A Brief History of backups on dustpuppy

Over the past almost nine years, dustpuppy (my Linux server, originally known as bluecurve), has had many different backup schemes.  The first was to CD-RW using tar.  When it outgrew the 650MB on a CD-RW, I moved to 2GB Travan tape, still using tar.  That didn’t last long as I had only two tapes and nowhere to get more.  So then I bought a DVD-RAM drive second hand that had a special hardware buffer/compression system that kicked in only when activated using a special tape mode of cpio (the SVR6 compatibility flag, actually).

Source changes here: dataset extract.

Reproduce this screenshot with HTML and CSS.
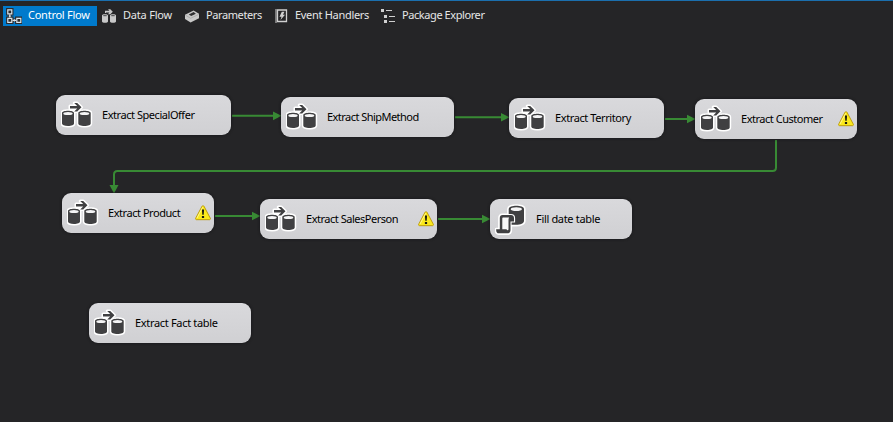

Now cpio is a very old UNIX archiving tool, predating even tar by several years.  It’s not used very much anymore except in creation of initrd (Initial RamDisk) images for Linux kernels.  I switched from real cpio to afio which can write the same format (SVR6) but has more options.  Eventually, that drive bit the dust as it was already several years old when I got it and had been used heavily as a WORM recording mechanism for voicemail.  So I bought a DVD+RW when they came down in price and reverted to using tar, this time not in streaming mode (DVD+RW doesn’t like that) but in straight growisofs | cdrecord mode.  That worked very well until my /home filesystem grew from ~2GB to 26GB.  I bought an external USB hard drive and I’ve been using that since.  I use dump/restore to make GNU-format ext2fs whole filesystem dumps on a Tower of Hanoi sequence:

0->3->2->5->4->7->6->9->8->
1A->3->2->5->4->7->6->9->8->
1B->3->2->5->4->7->6->9->8->
1C->3->2->5->4->7->6->9->8->(start over)

The first day of each month starts with level 0, which is a full dump and does not overwrite – I keep all level 0 dumps.  The level 1’s overwrite the same generation (i.e. 1A overwrites 1A, 1B overwrites 1B, etc.) so that there are three Level 1 dump files (1A, 1B, and 1C) for each month.  All other levels overwrite each time.  This is all part of dump’s native ability and is really the default GNU-blessed method of backing up filesystems.  Dump/restore were invented in BSD and quickly jumped over to AT&T, surviving into Linux with ext2fs as the spiritual successor to UFS.